Mystie Johnson, MD, a board-certified OB/Gyn,  is chief medical officer at Banner Del E. Webb Medical Center and was one of  the first doctors on  staff at Banner Estrella Medical Center.

Question:  My mother had preeclampsia when she was pregnant with me. Does that mean I am at risk of getting it during my pregnancy? What symptoms should I look for? 

Answer:  Preeclampsia, also referred to as Pregnancy Induced Hypertension (PIH), is one of the most common, dangerous complications of pregnancy that may affect both the mother and the fetus. Preeclampsia is more common in a woman’s first pregnancy and in women whose mothers and sisters had preeclampsia. The risk is even greater in women carrying multiple babies, in teenage mothers, and in women older than 40 years old. Women who had high blood pressure or kidney disease before they became pregnant are also at risk. The medical condition occurs in at least five to eight percent of all pregnancies.  

Preeclampsia is a rapidly progressive condition in which hypertension arises in pregnancy and is characterized by high blood pressure and the presence of protein in the urine. Preeclampsia can prevent the placenta from getting enough blood, and ultimately deprive the baby of air and food.  Typically, the disorder occurs after 20 weeks gestation in the second or third trimester and in the postpartum period. 
 
Symptoms include swelling of the hands and feet, high blood pressure, large amounts of protein in the mother’s urine, sudden weight gain, dizziness, extreme nausea, abdominal pain, severe headaches and changes in vision. However, some women with rapidly advancing disease report few symptoms. There is no one test or symptom that diagnoses preeclampsia.  

The cause of preeclampsia remains unclear.  One possible ideology is placental changes cause endothelial dysfunction in the maternal blood vessels.  While elevated blood pressure is the most visible sign of the disease, damages can occur to the kidneys and liver.
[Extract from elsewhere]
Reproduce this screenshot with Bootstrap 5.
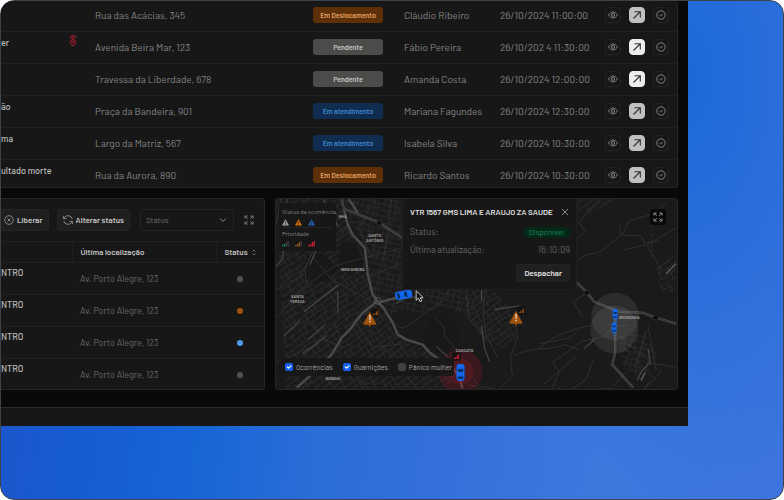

There is no known cure for preeclampsia apart from ending the pregnancy through induction of labor or abortion. If it is too early in the pregnancy to deliver the baby, the preeclampsia may be managed. This may include lowering the mother’s blood pressure, bed-rest or medication, and close observation of the mother and baby. In some cases, hospitalization may be necessary.  Proper prenatal care is essential to diagnose and manage preeclampsia. When detected early, most women with preeclampsia deliver healthy babies. 
 
Preeclampsia and other hypertensive disorders of pregnancy are a leading global cause of maternal and infant illness and death. These disorders are responsible for an estimated 76,000 deaths each year.